In his introduction, De Witte notes that many have understood his book to be primarily laying blame at the feet of the Belgian government. He attempts to deflect by saying that he thinks blame lies with more than one party and while that is certainly true, it is obvious that the primary motivation for removing Lumumba was to restore Belgium’s control of the Congo by using a weak parliament as a façade. The media was expertly manipulated to reiterate racist rhetoric that reduced Lumumba to a reactionary, animalistic figure without any clear plan other than to kill Europeans, reminiscent of anti-Mau Mau rhetoric in Kenya.
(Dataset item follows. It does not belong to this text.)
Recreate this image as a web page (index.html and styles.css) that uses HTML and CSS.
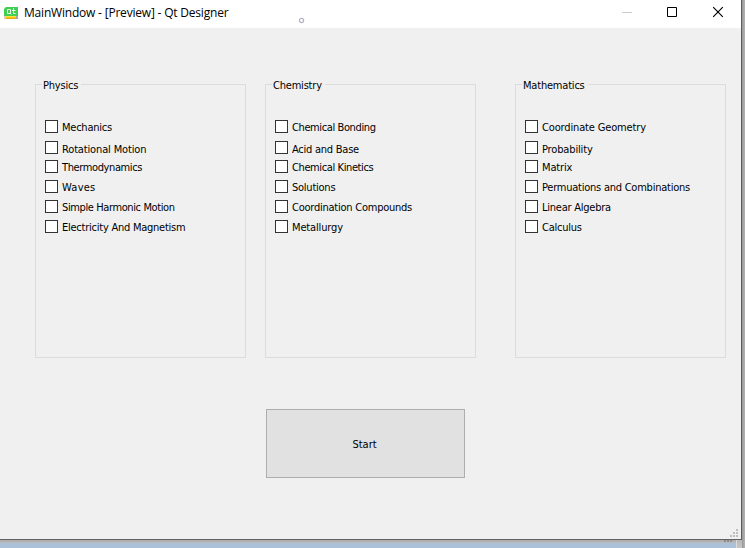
FILE: index.html
```
<!DOCTYPE html>
<html lang="en">
<head>
<meta charset="utf-8">
<title>MainWindow - [Preview] - Qt Designer</title>
<link rel="stylesheet" href="styles.css">
</head>
<body>
<div class="desktop">
  <div class="window">
    <header class="titlebar">
      <svg class="logo" width="16" height="16" viewBox="0 0 16 16">
        <path d="M3 2h12v9l-2 1H1V4z" fill="#41cd52"/>
        <path d="M1 11h2v3H1z" fill="#d8d0c0"/>
        <path d="M3 11h10v1H3z" fill="#f7e04a"/>
        <path d="M3 12h10v1H3z" fill="#f6c800"/>
        <path d="M3 13h10v1H3z" fill="#e5a914"/>
        <path d="M13 11h2v3h-2z" fill="#b0a59c"/>
        <path d="M4.5 4.5h3v4h-3zM7 8l1.5 1.5M10.5 3v5.5h2M9 5.5h3.5" fill="none" stroke="#e6fae9" stroke-width="1"/>
      </svg>
      <h1 class="title">MainWindow - [Preview] - Qt Designer</h1>
      <svg class="cursor" width="7" height="7" viewBox="0 0 7 7"><circle cx="3.5" cy="3.5" r="2.1" fill="#fff" stroke="#b4b4c8" stroke-width="1.3"/></svg>
      <svg class="controls" width="104" height="28" viewBox="0 0 104 28">
        <path d="M1 12.5h10" stroke="#ccc" fill="none"/>
        <path d="M46.5 7.5h9v9h-9z" stroke="#000" fill="none"/>
        <path d="M92.2 7.2l9.6 9.6M101.8 7.2l-9.6 9.6" stroke="#000" stroke-width="1.15" fill="none"/>
      </svg>
    </header>
    <main class="content">
      <div class="groups">
        <section class="group">
          <h2 class="legend">Physics</h2>
          <label class="option"><i class="box"></i><span>Mechanics</span></label>
          <label class="option low"><i class="box"></i><span class="loose">Rotational Motion</span></label>
          <label class="option"><i class="box"></i><span class="tight">Thermodynamics</span></label>
          <label class="option"><i class="box"></i><span class="wide">Waves</span></label>
          <label class="option"><i class="box"></i><span class="tight">Simple Harmonic Motion</span></label>
          <label class="option"><i class="box"></i><span>Electricity And Magnetism</span></label>
        </section>
        <section class="group">
          <h2 class="legend">Chemistry</h2>
          <label class="option"><i class="box"></i><span class="tight">Chemical Bonding</span></label>
          <label class="option low"><i class="box"></i><span>Acid and Base</span></label>
          <label class="option"><i class="box"></i><span class="tight">Chemical Kinetics</span></label>
          <label class="option"><i class="box"></i><span>Solutions</span></label>
          <label class="option"><i class="box"></i><span>Coordination Compounds</span></label>
          <label class="option"><i class="box"></i><span class="loose">Metallurgy</span></label>
        </section>
        <section class="group last">
          <h2 class="legend">Mathematics</h2>
          <label class="option"><i class="box"></i><span class="loose">Coordinate Geometry</span></label>
          <label class="option low"><i class="box"></i><span class="loose">Probability</span></label>
          <label class="option"><i class="box"></i><span class="loose">Matrix</span></label>
          <label class="option"><i class="box"></i><span>Permuations and Combinations</span></label>
          <label class="option"><i class="box"></i><span>Linear Algebra</span></label>
          <label class="option"><i class="box"></i><span>Calculus</span></label>
        </section>
      </div>
      <button class="start">Start</button>
    </main>
    <svg class="grip" width="8" height="8" viewBox="0 0 8 8"><path d="M6 0h2v2H6zM3 3h2v2H3zM6 3h2v2H6zM0 6h2v2H0zM3 6h2v2H3zM6 6h2v2H6z" fill="#bfbfbf"/></svg>
  </div>
  <svg class="back-grip" width="8" height="2" viewBox="0 0 8 2"><path d="M0 0h2v2H0zM3 0h2v2H3zM6 0h2v2H6z" fill="#8c8c8c"/></svg>
</div>
</body>
</html>
```
FILE: styles.css
```
* { box-sizing: border-box; }
body { margin: 0; background: #a6b9d1; }
.desktop {
  position: relative;
  width: 745px;
  height: 548px;
  overflow: hidden;
  background:
    linear-gradient(#dcdcdc, #dcdcdc) 736px 540px / 1px 8px no-repeat,
    linear-gradient(90deg, #989898, #b4b4b4) 742px 0 / 3px 548px no-repeat,
    linear-gradient(#b8b8b8, #c6c6c6) 737px 540px / 8px 8px no-repeat,
    linear-gradient(#aaa, #bdbdbd) 0 540px / 745px 3px no-repeat,
    linear-gradient(#9db2cc, #abc0d9);
}
.window {
  position: relative;
  width: 742px;
  height: 540px;
  background: #f0f0f0;
  border-right: 1px solid #5c5c5c;
  border-bottom: 1px solid #626262;
}
.titlebar {
  display: flex;
  height: 28px;
  padding-left: 3px;
  background: #fff;
}
.logo { margin-top: 5px; }
.title {
  width: 279px;
  margin: 0 0 0 5px;
  font: 400 12px/26px "Open Sans", "Noto Sans", sans-serif;
  letter-spacing: -0.2px;
  white-space: nowrap;
  color: #000;
}
.cursor { margin: 17px 0 0 -5px; }
.controls { margin-left: 316px; }
.content {
  display: flex;
  flex-direction: column;
  padding: 56px 0 0 35px;
  font: 11px/22px "DejaVu Sans Condensed", "DejaVu Sans", sans-serif;
  font-stretch: condensed;
  letter-spacing: -0.24px;
  color: #000;
}
.groups { display: flex; gap: 19px; }
.group {
  width: 211px;
  height: 274px;
  padding: 0 9px;
  border: 1px solid #dcdcdc;
}
.last { margin-left: 20px; }
.legend {
  width: max-content;
  height: 20px;
  margin: -10px 0 22px -3px;
  padding: 0 3px 0 1px;
  background: #f0f0f0;
  font: inherit;
  letter-spacing: -0.2px;
}
.option { display: flex; height: 20px; gap: 4px; white-space: nowrap; }
.low { height: 19px; margin-top: 1px; line-height: 24px; }
.tight { letter-spacing: -0.39px; }
.loose { letter-spacing: -0.15px; }
.wide { letter-spacing: 0.25px; }
.box {
  width: 13px;
  height: 13px;
  margin-top: 3px;
  border: 1px solid #333;
  background: #fff;
}
.start {
  width: 199px;
  height: 69px;
  margin: 51px 0 0 231px;
  padding: 2px 2px 0 0;
  border: 1px solid #adadad;
  background: #e1e1e1;
  font: inherit;
  color: #000;
}
.grip { position: absolute; right: 3px; bottom: 2px; }
.back-grip { position: absolute; left: 724px; top: 540px; }
```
The presence of Belgians at all stages of Lumumba’s detention, transfer and murder, as well as Belgian initiation and reinforcement of the secession of Katanga, and the intentional attempt to stamp out popular political sentiment clearly put the majority of the blame and responsibility at the feet of the Belgian government, regardless of later revelations by the 2002 Belgian parliamentary commission’s findings of active conspiracy by the royal court to assassinate Lumumba.

What is the actual purpose and value of the United Nations? How often has the organization actually effected positive change? Are humanitarian values and decolonial rhetoric smokescreens meant to place a positive veneer on continued Western control of other countries? Belgium’s actions in the Congo are reminiscent of the CIA and MI6 overthrow of Mossadegh in Iran after he nationalized the oil company formerly controlled by Britain. Lumumba was written off as being unique or unusual but he had the support of the people and his ideas, to truly decolonize his country, were part of a larger stream of thought in much of the world at that time. Unfortunately, the West still held a disproportionate amount of international power and, despite the public outcry and later support for the Stanleyville government primarily by Communist bloc countries, the Congo was allowed to remain under Belgian control.